**PROBLEM STATEMENT:**
Transcribe the full listing exactly, and drop every picture.

= = = = = = =

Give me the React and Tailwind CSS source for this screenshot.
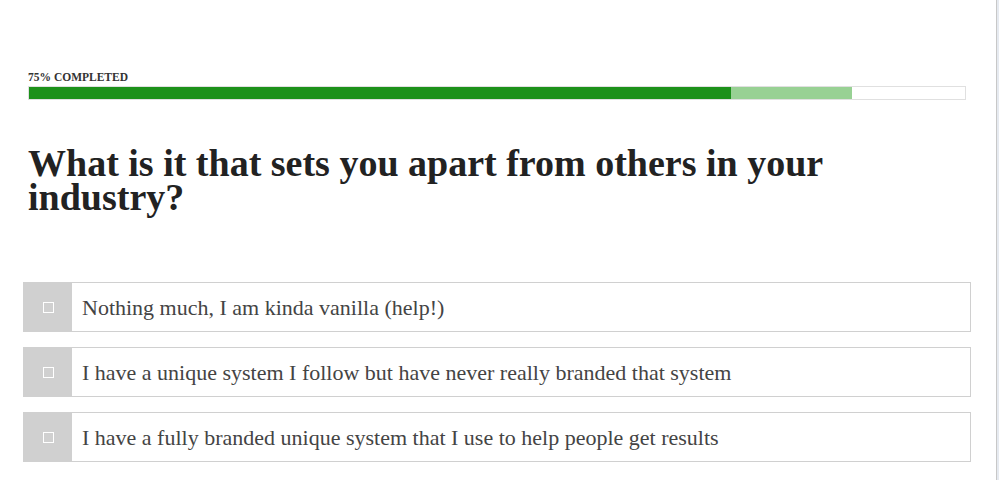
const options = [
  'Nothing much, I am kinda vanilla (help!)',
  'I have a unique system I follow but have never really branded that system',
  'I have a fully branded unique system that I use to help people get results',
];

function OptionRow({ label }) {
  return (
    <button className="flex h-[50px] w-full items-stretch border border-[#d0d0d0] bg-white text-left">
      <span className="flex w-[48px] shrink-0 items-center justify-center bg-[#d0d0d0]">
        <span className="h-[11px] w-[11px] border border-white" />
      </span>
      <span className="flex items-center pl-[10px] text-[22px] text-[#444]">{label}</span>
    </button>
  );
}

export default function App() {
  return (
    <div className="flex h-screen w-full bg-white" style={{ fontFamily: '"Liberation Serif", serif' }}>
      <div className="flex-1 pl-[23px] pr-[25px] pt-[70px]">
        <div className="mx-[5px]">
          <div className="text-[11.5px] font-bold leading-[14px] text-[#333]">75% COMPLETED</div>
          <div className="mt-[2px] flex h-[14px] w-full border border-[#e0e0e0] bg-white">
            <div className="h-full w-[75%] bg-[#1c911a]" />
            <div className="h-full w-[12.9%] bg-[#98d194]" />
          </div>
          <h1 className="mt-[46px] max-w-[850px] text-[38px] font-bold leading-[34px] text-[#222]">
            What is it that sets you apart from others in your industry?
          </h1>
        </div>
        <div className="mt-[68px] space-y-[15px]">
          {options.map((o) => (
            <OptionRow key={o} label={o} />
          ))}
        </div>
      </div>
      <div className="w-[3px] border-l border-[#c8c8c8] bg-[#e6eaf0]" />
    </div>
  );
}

= = = = = = =

**OUTPUT BELOW:**
Give me the React and Tailwind CSS source for this screenshot.
const options = [
  'Nothing much, I am kinda vanilla (help!)',
  'I have a unique system I follow but have never really branded that system',
  'I have a fully branded unique system that I use to help people get results',
];

function OptionRow({ label }) {
  return (
    <button className="flex h-[50px] w-full items-stretch border border-[#d0d0d0] bg-white text-left">
      <span className="flex w-[48px] shrink-0 items-center justify-center bg-[#d0d0d0]">
        <span className="h-[11px] w-[11px] border border-white" />
      </span>
      <span className="flex items-center pl-[10px] text-[22px] text-[#444]">{label}</span>
    </button>
  );
}

export default function App() {
  return (
    <div className="flex h-screen w-full bg-white" style={{ fontFamily: '"Liberation Serif", serif' }}>
      <div className="flex-1 pl-[23px] pr-[25px] pt-[70px]">
        <div className="mx-[5px]">
          <div className="text-[11.5px] font-bold leading-[14px] text-[#333]">75% COMPLETED</div>
          <div className="mt-[2px] flex h-[14px] w-full border border-[#e0e0e0] bg-white">
            <div className="h-full w-[75%] bg-[#1c911a]" />
            <div className="h-full w-[12.9%] bg-[#98d194]" />
          </div>
          <h1 className="mt-[46px] max-w-[850px] text-[38px] font-bold leading-[34px] text-[#222]">
            What is it that sets you apart from others in your industry?
          </h1>
        </div>
        <div className="mt-[68px] space-y-[15px]">
          {options.map((o) => (
            <OptionRow key={o} label={o} />
          ))}
        </div>
      </div>
      <div className="w-[3px] border-l border-[#c8c8c8] bg-[#e6eaf0]" />
    </div>
  );
}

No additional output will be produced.